A note about consent

Google has faced significant fines and backlash for using personal data in ways that did not comply with the EU’s General Data Protection Regulation (GDPR). Facebook, too, has faced intense scrutiny and even legal proceedings due to the Cambridge Analytica scandal.

Make sure you, your marketing team, and the ad companies you work with understand the legal ins and outs of the GDPR and any state, provincial, and federal laws that affect you.

Non-digital audience strategy

Want to find customers on the ground, not just on the web? Guess what? Online sites can drive customers to your brick-and-mortar doorstep, too. On a polling site like PickFu, you can ask potential customers what they would think if they saw a book or product in a store versus online.

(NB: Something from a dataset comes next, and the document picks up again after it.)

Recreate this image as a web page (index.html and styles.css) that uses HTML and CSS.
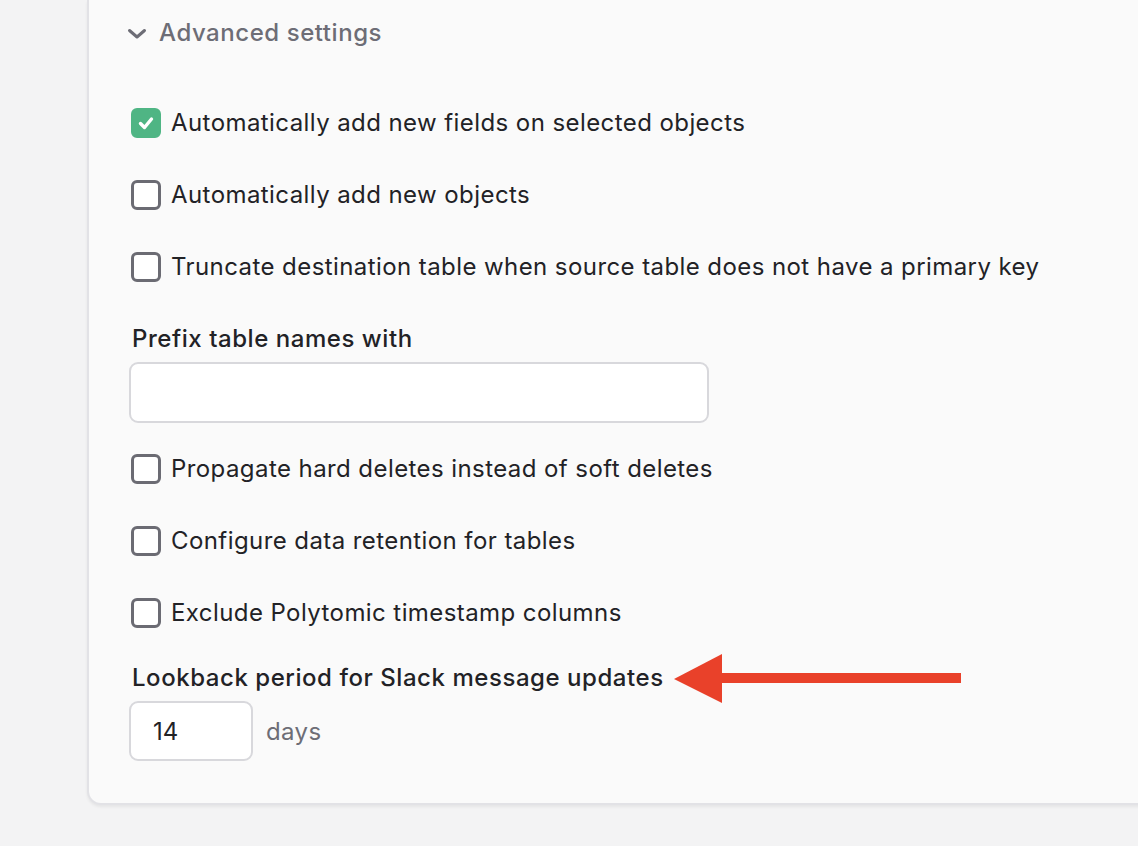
FILE: index.html
```html
<!DOCTYPE html>
<html lang="en">

<head>
    <meta charset="UTF-8" />
    <meta name="viewport" content="width=device-width, initial-scale=1.0" />
    <title>Advanced settings</title>
    <link rel="stylesheet" href="styles.css">
</head>

<body>
    <div class="panel">
        <button class="toggle">
            <svg class="chevron" width="20" height="12" viewBox="0 0 20 12">
                <path d="M2.5 2.5 L10 9 L17.5 2.5" fill="none" stroke="currentColor" stroke-width="3" stroke-linecap="round" stroke-linejoin="round" />
            </svg>
            <span>Advanced settings</span>
        </button>

        <div class="options">
            <label class="check">
                <span class="box checked">
                    <svg width="20" height="20" viewBox="0 0 20 20">
                        <path d="M4.5 10.5 L8.5 14.5 L15.5 6" fill="none" stroke="#fff" stroke-width="3.4" stroke-linecap="round" stroke-linejoin="round" />
                    </svg>
                </span>
                Automatically add new fields on selected objects
            </label>
            <label class="check"><span class="box"></span>Automatically add new objects</label>
            <label class="check"><span class="box"></span>Truncate destination table when source table does not have a primary key</label>

            <div class="field">
                <div class="field-label">Prefix table names with</div>
                <input class="text-input wide" type="text" />
            </div>

            <label class="check"><span class="box"></span>Propagate hard deletes instead of soft deletes</label>
            <label class="check"><span class="box"></span>Configure data retention for tables</label>
            <label class="check"><span class="box"></span>Exclude Polytomic timestamp columns</label>

            <div class="field lookback">
                <div class="field-label">Lookback period for Slack message updates</div>
                <div class="inline">
                    <input class="text-input short" type="text" value="14" />
                    <span class="unit">days</span>
                </div>
            </div>
        </div>
    </div>

    <!-- annotation arrow -->
    <svg class="arrow" width="300" height="60" viewBox="0 0 300 60">
        <polygon points="1,25 49,0 49,49" fill="#e9412a" />
        <rect x="47" y="19" width="241" height="10" fill="#e9412a" />
    </svg>
</body>

</html>
```

FILE: styles.css
```css
body {
    margin: 0;
    background: #f3f3f4;
    font-family: Inter, 'Noto Sans', sans-serif;
    color: #222226;
    overflow: hidden;
    height: 846px;
    position: relative;
}

.panel {
    margin-left: 87px;
    margin-right: -20px;
    background: #fafafa;
    border: 2px solid #e2e2e6;
    border-top: none;
    border-radius: 0 0 0 14px;
    padding: 15px 0 50px 40px;
    box-shadow: 0 2px 3px rgba(0, 0, 0, 0.06);
}

.toggle {
    display: flex;
    align-items: center;
    gap: 12px;
    background: none;
    border: none;
    padding: 0;
    margin-left: -2px;
    font-family: inherit;
    font-size: 24px;
    font-weight: 500;
    letter-spacing: 0.55px;
    line-height: 36px;
    color: #6d6d76;
}

.chevron {
    margin-top: 1px;
}

.options {
    display: flex;
    flex-direction: column;
    gap: 36px;
    margin-top: 54px;
}

.check {
    display: flex;
    align-items: center;
    gap: 10px;
    font-size: 24px;
    letter-spacing: 0.42px;
    line-height: 36px;
    margin-left: 2px;
}

.box {
    width: 24px;
    height: 24px;
    border: 3px solid #6b6b73;
    border-radius: 6px;
    display: flex;
    align-items: center;
    justify-content: center;
    background: #fff;
}

.box.checked {
    background: #4fb584;
    border-color: #4fb584;
}

.field-label {
    font-size: 24px;
    font-weight: 500;
    letter-spacing: 0.55px;
    line-height: 36px;
    margin-left: 3px;
}

.field .text-input {
    margin-top: 5px;
}

.field {
    margin-bottom: -8px;
}

.field.lookback {
    margin-top: -7px;
}

.text-input {
    display: block;
    box-sizing: border-box;
    height: 61px;
    border: 2px solid #d8d8dc;
    border-radius: 9px;
    background: #fff;
    font-family: inherit;
    font-size: 24px;
    color: #222226;
    padding: 0 22px;
    outline: none;
}

.wide {
    width: 580px;
}

.inline {
    display: flex;
    align-items: center;
    gap: 13px;
}

.short {
    width: 124px;
    height: 60px;
}

.unit {
    font-size: 24px;
    letter-spacing: 0.4px;
    color: #6d6d76;
    margin-top: 5px;
}

.arrow {
    position: absolute;
    left: 673px;
    top: 654px;
}
```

Facebook, Google Ads, and other tools can also help bring your audience to your door purely by raising awareness of it.

You can also hire a local ad agency that knows the specific culture and demography of your area. While expensive, ad agencies conduct in-depth interviews with you to determine your goals for your brand. They then study all your data, including where you currently stand in your industry, who your competition is, and how well recognized you currently are in your target market.

An ad agency will then create and promote your ads for you. These days, it’s common for ad agencies to employ a mixed-media approach, specializing in everything from TV and billboard advertisements to website and email campaigns.

There’s a lot to learn about in the world of media targeting, but it’s worth figuring out how to promote your business using the plentiful tools available today.

What is a target audience?

A target audience is a group of potential consumers your business targets with advertisements, polling questions, and campaigns.

What are some different target audiences?

A target audience could be a combination of many things. For example, a candy company could seek out young people who enjoy sweets.

How do market audiences work?

Market audiences are the pool of potential connections and consumers from which you will draw segments to target with ads and campaigns.